Bess Southerns can remember a time when the old religion was practiced, when she was young and beautiful, food was more plentiful and everyone was just a little bit more prosperous. As an older woman she’s seen an England that is torn between Catholicism’s old rituals and practices and the new and more austere Protestant religion. The two religions are not able to achieve a peaceful coexistence.
Amidst religious intolerance and suspicion, Bess meets her familiar spirit and comes into her powers as a “cunning woman” – meaning she uses the knowledge and incantations of the old ways along with traditional herbs and cures. She quickly becomes a respected healer of both people and animals in spite of her poverty and humble beginnings. It’s when Bess teaches her daughter, granddaughter and best friend her skill that the life they had managed to build begins to fall apart.
The subject of witches has long been a topic of interest for me, and one that has deepened as I have left the notion of women with green skin behind, and embraced the idea that the term has been as means to persecute women. Those who are independent, problematic and well-spoken, as well as women who are more vulnerable targets within their communities could be controlled through fear of being labeled a witch. Saying all this to say that I expected that I would enjoy reading Mary Sharratt’s latest novel—witch stories are familiar to me. However, I will say, I was totally unprepared for just how deeply ensconced I would immediately be in Daughters of the Witching Hill.

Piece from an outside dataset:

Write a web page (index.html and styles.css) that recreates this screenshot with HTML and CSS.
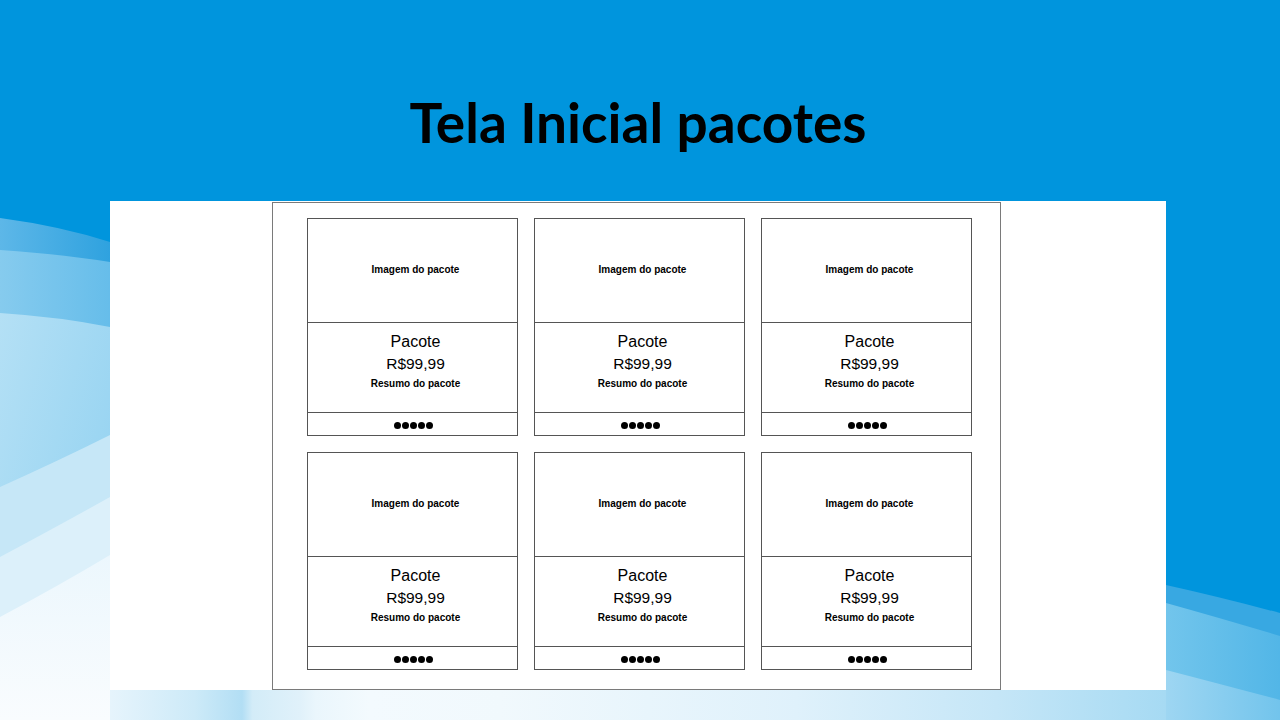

Reading historical fiction can be a powerful learning experience. It is so satisfying to read a novel that is so well researched but at the same time functions in the way that the best novels do, namely having the reader on the edge of their seats. Religious and social history were woven seamlessly into the story, and the details of life of the villagers in 17th century England led based on their social class was crystal clear.
More than any other book I’ve read in recent memory, I learned about how poverty operated at this time in the different villages. Seeing Bess and her daughter set out to do a full day of back-breaking work in return for a modest meal (if they were lucky), but more often than not a crust of bread, really brought me into the story. Sharratt made their circumstances tangible and dealt with the realities of how they lived, addressed the issues of their cleanliness, and examined how they were perceived by other more well to do inhabitants of their community.
Sharratt creates a palpable relationship with her audience, and her words are to be savored. I enjoyed reading what she had written just as much as I did engaging with the characters. There were many paths of thought that this book encouraged me to explore – the religious freedom that I often fail to think about on a day-to-day basis chief among them. I am also very grateful that for the most part we no longer live in a world where we can be accused of witchcraft just because someone who spoke to us last should get a cold, or have a stroke or heart attack. Back in the time of The Pendle Witches, bad timing and another person’s ill health could land you in a lot of hot water or even cost you your life.
If you enjoy reading historical fiction, are interested in the history of witchcraft, or love stories with well-written and strong female characters, then I can’t recommend Daughters of the Witching Hill highly enough. I was into this book in a big way from the moment I picked it up, and I was both absorbed in the day-to-day life of the characters and anxious to see what would happen next. I cared immensely about how their story would end. The dilemmas that these Pendle Witches and friends faced in order to survive and the hard decisions and acts of betrayal they considered against friends and family were riveting and this thoughtfully rendered take is not to be missed. Highly Recommended.